Wednesday, March 25, 2015
4:00 PM to 5:30 PM
Room 105, 10 Sachem Street
Elisabeth L. Engebretsen – Department of Anthropology, Shandong University
Family and queerness have a tense relationship in China, due to the sustained dominance of heteronormative family values, and the absence of legal protection for sexual and gender minorities. Chinese queers apply a range of strategies to navigate this terrain and create meaningful lives that usually combine strategic compliance with queer alternatives designed to mediate and dialogue rather than confront and alienate. Queer theoretical frameworks, embedded within Euro-American identity categories, activist politics and liberatory ideologies, are ill equipped to account satisfactorily for the complexities of lived experiences and localized aspirations for what amounts to a meaningful queer life. This talk takes seriously the material realities and aspirational values that inspire ‘queer kinning’ by interrogating quests for wellbeing within their locally embedded, yet regionally and globally inspired, moral worlds.
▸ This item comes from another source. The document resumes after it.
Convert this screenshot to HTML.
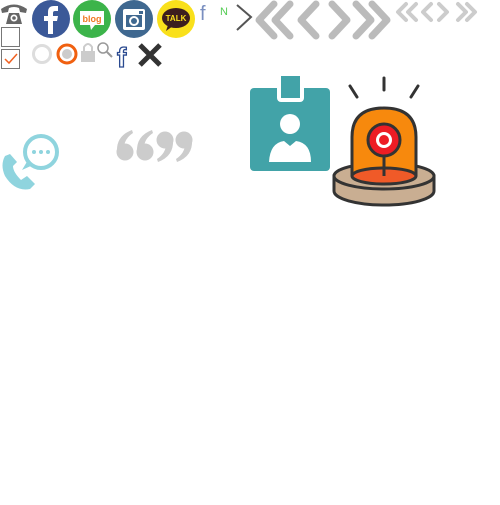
<!DOCTYPE html>
<html><head><style>body{margin:0;background:#fff;width:500px;height:500px;overflow:hidden}</style></head><body>
<svg width="500" height="500" viewBox="0 0 500 500" xmlns="http://www.w3.org/2000/svg">
<!-- phone -->
<g fill="#666"><path d="M1 9 Q14 0 27 9 L26 13 L20 12 L19 8 Q14 6 9 8 L8 12 L2 13Z"/><path d="M6 24 L9 13 H19 L22 24Z"/></g><circle cx="14" cy="18" r="3.5" fill="#fff"/><circle cx="14" cy="18" r="1.8" fill="#666"/>
<!-- fb -->
<circle cx="51" cy="19" r="19" fill="#3b5998"/>
<path d="M48 34 V21 H44 V16 H48 V12 Q48 6 54 6 H58 V11 H55 Q53 11 53 13 V16 H58 L57 21 H53 V34Z" fill="#fff"/>
<!-- blog -->
<circle cx="92" cy="19" r="19" fill="#3cb44a"/>
<path d="M80 11 H104 V25 H95 L91 30 L90 25 H80Z" fill="#fff"/>
<text x="92" y="22" font-family="Liberation Sans" font-weight="bold" font-size="9" fill="#f07822" text-anchor="middle">blog</text>
<!-- insta -->
<circle cx="134" cy="19" r="19" fill="#3f6890"/>
<rect x="123" y="9" width="22" height="21" rx="2" fill="#fff"/>
<rect x="126" y="15" width="16" height="12" fill="#3f6890"/>
<circle cx="134" cy="21" r="5" fill="#fff"/><circle cx="134" cy="21" r="3" fill="#3f6890"/>
<rect x="139" y="11" width="4" height="3" fill="#3f6890"/>
<!-- kakao -->
<circle cx="176" cy="19" r="19" fill="#f9e01b"/>
<ellipse cx="176" cy="18" rx="14" ry="10" fill="#3c1e1e"/><path d="M168 25 L166 31 L173 26Z" fill="#3c1e1e"/>
<text x="176" y="21" font-family="Liberation Sans" font-weight="bold" font-size="8" fill="#f9e01b" text-anchor="middle">TALK</text>
<text x="200" y="20" font-family="Liberation Sans" font-size="20" fill="#7a8fc0">f</text>
<text x="220" y="15" font-family="Liberation Sans" font-size="11" fill="#5c5">N</text>
<path d="M237 5 L251 17 L237 30" stroke="#555" stroke-width="2" fill="none"/>
<!-- chevrons -->
<g stroke="#bbb" stroke-width="7" fill="none" stroke-linecap="round" stroke-linejoin="round">
<path d="M274 4 L259 20 L274 36 M290 4 L275 20 L290 36"/>
<path d="M316 4 L301 20 L316 36 M332 4 L347 20 L332 36"/>
<path d="M356 4 L371 20 L356 36 M372 4 L387 20 L372 36"/>
</g>
<g stroke="#ccc" stroke-width="4" fill="none" stroke-linecap="round" stroke-linejoin="round">
<path d="M406 4 L398 12 L406 20 M416 4 L408 12 L416 20"/>
<path d="M431 4 L423 12 L431 20 M439 4 L447 12 L439 20"/>
<path d="M458 4 L466 12 L458 20 M467 4 L475 12 L467 20"/>
</g>
<!-- row 2 -->
<rect x="1.5" y="27.5" width="18" height="19" fill="none" stroke="#777"/>
<rect x="1.5" y="49.5" width="18" height="19" fill="none" stroke="#777"/>
<path d="M5 59 L9 63 L17 54" stroke="#f06020" stroke-width="1.5" fill="none"/>
<circle cx="42" cy="54" r="8.5" fill="none" stroke="#ddd" stroke-width="3"/>
<circle cx="67" cy="54" r="9" fill="none" stroke="#f06010" stroke-width="3"/><circle cx="67" cy="54" r="5" fill="#ccc"/>
<rect x="81" y="51" width="14" height="11" fill="#ccc"/><path d="M84 51 V47 Q88 41 92 47 V51" stroke="#ccc" stroke-width="2" fill="none"/>
<circle cx="103" cy="48" r="5" fill="none" stroke="#999" stroke-width="1.5"/><path d="M107 52 L112 57" stroke="#999" stroke-width="2"/>
<text x="117" y="67" font-family="Liberation Sans" font-weight="bold" font-size="28" fill="#fff" stroke="#2a4a90" stroke-width="1.3">f</text>
<path d="M140 45 L160 65 M160 45 L140 65" stroke="#333" stroke-width="5"/>
<!-- chat phone -->
<circle cx="41" cy="152" r="16" fill="none" stroke="#8fd4de" stroke-width="4"/>
<path d="M28 160 L22 170 L33 165Z" fill="#8fd4de"/>
<circle cx="34" cy="152" r="2" fill="#8fd4de"/><circle cx="41" cy="152" r="2" fill="#8fd4de"/><circle cx="48" cy="152" r="2" fill="#8fd4de"/>
<path d="M5 156 Q0 165 5 176 Q15 192 30 189 L35 184 L27 176 L21 180 Q13 172 13 166 L17 162 L10 154Z" fill="#8fd4de"/>
<!-- quotes 6699 -->
<g fill="#ccc">
<circle cx="125" cy="152" r="8.5"/><path d="M117 152 Q116 136 132 130 L133 133 Q124 139 124 148Z"/>
<circle cx="145" cy="152" r="8.5"/><path d="M137 152 Q136 136 152 130 L153 133 Q144 139 144 148Z"/>
<circle cx="165" cy="140" r="8.5"/><path d="M173 140 Q174 156 158 162 L157 159 Q166 153 166 144Z"/>
<circle cx="184" cy="140" r="8.5"/><path d="M192 140 Q193 156 177 162 L176 159 Q185 153 185 144Z"/>
</g>
<!-- badge -->
<rect x="250" y="88" width="80" height="83" rx="4" fill="#42a3a8"/>
<rect x="277" y="74" width="27" height="28" rx="4" fill="#fff"/>
<rect x="281" y="76" width="19" height="22" fill="#42a3a8"/>
<circle cx="290" cy="124" r="10" fill="#fff"/>
<path d="M269 162 Q270 143 284 141 L290 146 L296 141 Q311 143 311 162Z" fill="#fff"/>
<!-- siren -->
<g stroke="#333" stroke-width="3" stroke-linecap="round">
<path d="M350 86 L357 97 M384 78 V90 M418 86 L411 97"/></g>
<path d="M334 176 V191 A50 14 0 0 0 434 191 V176Z" fill="#c9ae92" stroke="#333" stroke-width="3"/>
<ellipse cx="384" cy="176" rx="50" ry="13" fill="#c9ae92" stroke="#333" stroke-width="3"/>
<path d="M352 176 V137 Q352 108 384 108 Q416 108 416 137 V176" fill="#f7890d" stroke="#333" stroke-width="3"/>
<ellipse cx="384" cy="176" rx="32" ry="8" fill="#f05a28" stroke="#333" stroke-width="3"/>
<path d="M384 155 V176" stroke="#333" stroke-width="3"/>
<circle cx="384" cy="140" r="16" fill="#ed1c24" stroke="#333" stroke-width="3"/>
<circle cx="384" cy="140" r="8" fill="#fff"/><circle cx="384" cy="140" r="5" fill="#ed1c24"/>
</svg>
</body></html>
To illustrate, Engebretsen offers ethnographic scenes on marriages, kin-vocabularies, ‘coming out’ discourses, and familial ally groups such as PFLAG. From these studies, she suggests that shifting our analytical focus to the terrain of wellbeing helps to relativizes identitarian models, centers critical empiricism as method, and ultimately invites an engaged anthropology that probes the intimate, familial and transnational politics of difference and inequality in our time.